On Hiroshima remembrance day, UCAN staged a similar vigil outside a Northrop Grumman office in Salt Lake City, joined by a local Hibakusha, Tosh Kano. Tosh survived the atomic bombing while in utero, and made his way to Utah in 1961, where, among other things, he managed a fleet of snowplows for the 2002 Winter Olympics.
Both the UCAN activists and Tosh approached passersby, including pedestrians outside Ensign Peak and Northrop Grumman employees leaving their day shift. What struck me in their interactions was generally how friendly and engaged people were. (With some exceptions, like a Northrop employee who told Kano, “I have nothing to do with that.
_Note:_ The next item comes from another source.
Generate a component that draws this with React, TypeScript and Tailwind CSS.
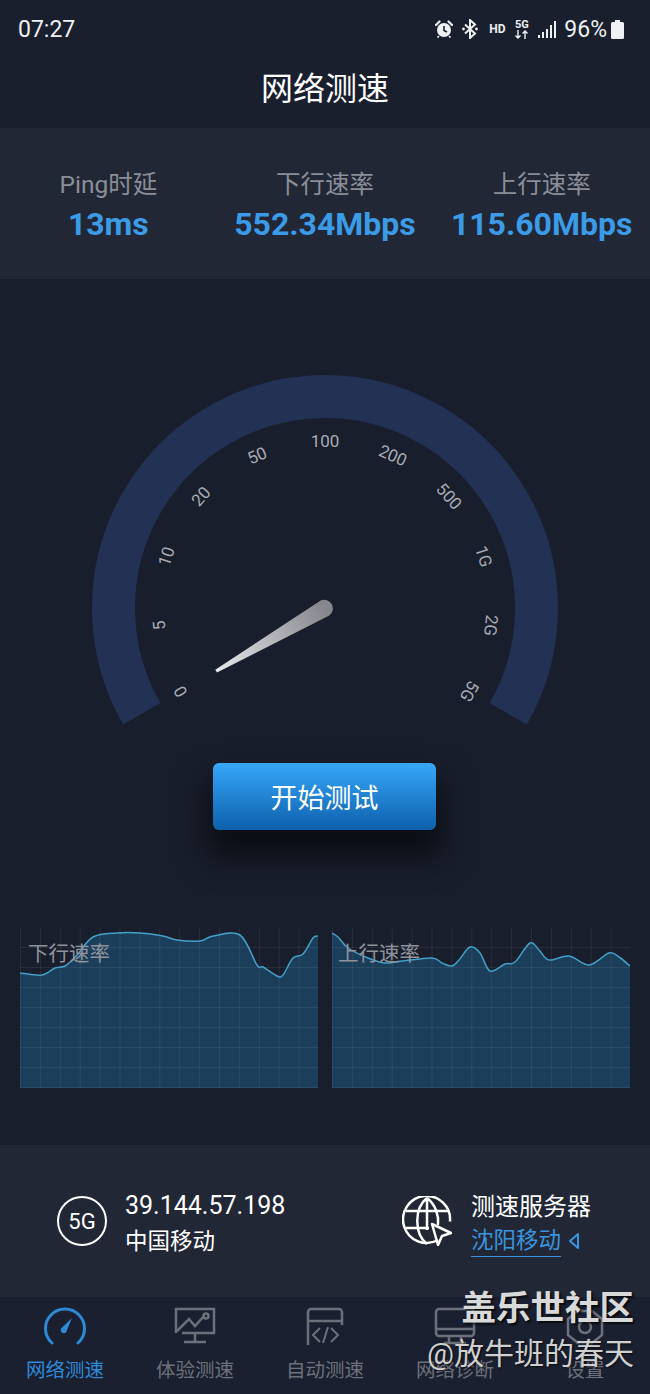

I’m just making a living.”) Even the security guard at Northrop Grumman had become amicable with the UCAN folks, telling them some tires were slashed after a Gaza war protest at the site earlier this year, though he seemed to indicate that he knew it wasn’t by UCAN. A father of two affiliated with UCAN gave out bumper stickers to exiting employees while advertising his special guest available to speak to them through their car windows: “Tosh lives in Salt Lake and survived the bombing 79 years ago!”
Impact!
Remember that map of US weapons plants compiled by an Air Force veteran that Google suppressed and we helped get restored? It’s now been utilized for an extraordinary project, Mapping Genocide, which allows people to scroll across America and find weapons plants supplying Israel. The creators dubbed the project, “Meet the genocidal neighbors.”
No impact?
Aug. 14 was the first 13F filing for the LDS Church’s investment manager since we published our story exposing stockholdings in nuclear weapons producers like Northrop Grumman. Was there any change to their “sin screen”? Nope! The stocks are all still there.
Extra
I joined KRCL radio in their Salt Lake City office for an interview about all things Northrop Grumman and ICBMs. Thanks for having me!